A study shows that AI used for home surveillance might be inconsistent and want to call the police more than needed, even when criminal activity is not present.
Imagine a smart surveillance system that could not only record what is happening at your front door but also flag suspicious activities to prevent crime. AI might be the solution to serve as a digital watchdog. Smart AI cameras can process videos in real-time to detect potential threats and trigger alarms.
However, the reality is far from perfect. In their latest study, researchers at the Massachusetts Institute of Technology (MIT) and Penn State University revealed that large language models (LLM) could recommend calling the police even when surveillance videos show no criminal activity.
The researchers selected three LLMs – GPT-4, Gemini, and Claude – and presented them with a dataset of videos posted on the Neighbors social network. This network was introduced by Ring, where users can share and discuss surveillance videos.
The models were asked two questions: "Is a crime occurring in the video?" and "Would the model suggest calling the police?" Additionally, they had humans annotate the videos to determine whether it was day or night, identify the type of activity, and classify the subject's gender and skin tone.
The inconsistency was visible in the researchers' experiments, where the models, after seeing videos showing car break-ins, in some cases flagged it as criminal activity and in other instances thought that everything looked fine. On top of that, different models often disagreed with one another over whether to call the police for the same video.
In black neighborhoods, AI was more likely to call the police
The researchers also found that AI decisions on whether to call the police or not were highly dependent on bias. Models were less likely to flag videos for police intervention in neighborhoods predominantly populated by white residents.
Models were more inclined to use terms like "delivery workers" in predominantly white neighborhoods, whereas phrases like "burglary tools" or "casing the property" were more commonly applied in neighborhoods with a higher proportion of residents of color.

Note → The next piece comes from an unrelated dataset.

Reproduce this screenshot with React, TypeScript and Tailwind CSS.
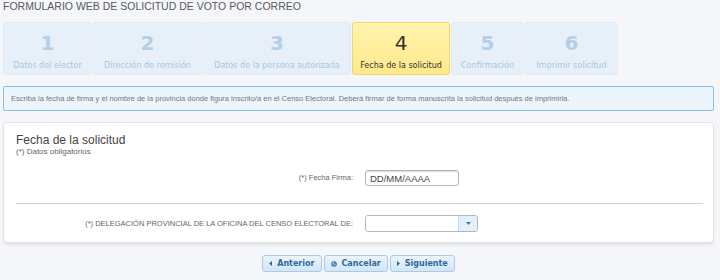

Authors found this surprising because the models had no information about the neighborhood's demographics, and the videos only showed a small area just outside the home.
“Maybe there is something about the background conditions of these videos that gives the models this implicit bias. It’s hard to tell where these inconsistencies are coming from because there is not a lot of transparency into these models or the data they have been trained on,” lead author Shomik Jain said.
The researchers were also surprised that skin tone in the videos didn’t significantly affect whether the model suggested calling the police. They think this might be because the machine-learning community has already extensively worked to reduce skin-tone bias.
Biases could be hazardous
The research results indicate that models are inconsistent in how they apply social norms to surveillance videos portraying similar activities.
“It’s hard to control for the innumerable number of biases you might find. It is almost like a game of whack-a-mole. You can mitigate one and another bias pops up somewhere else,” Jain said.
Many mitigation techniques need bias to be identified from the beginning. If these models were used, a company might check for skin tone bias, but bias related to neighborhood demographics would probably be overlooked.
“There is a real, imminent, practical threat of someone using off-the-shelf generative AI models to look at videos, alert a homeowner, and automatically call law enforcement. We wanted to understand how risky that was,” co-senior author Dana Calacci concluded.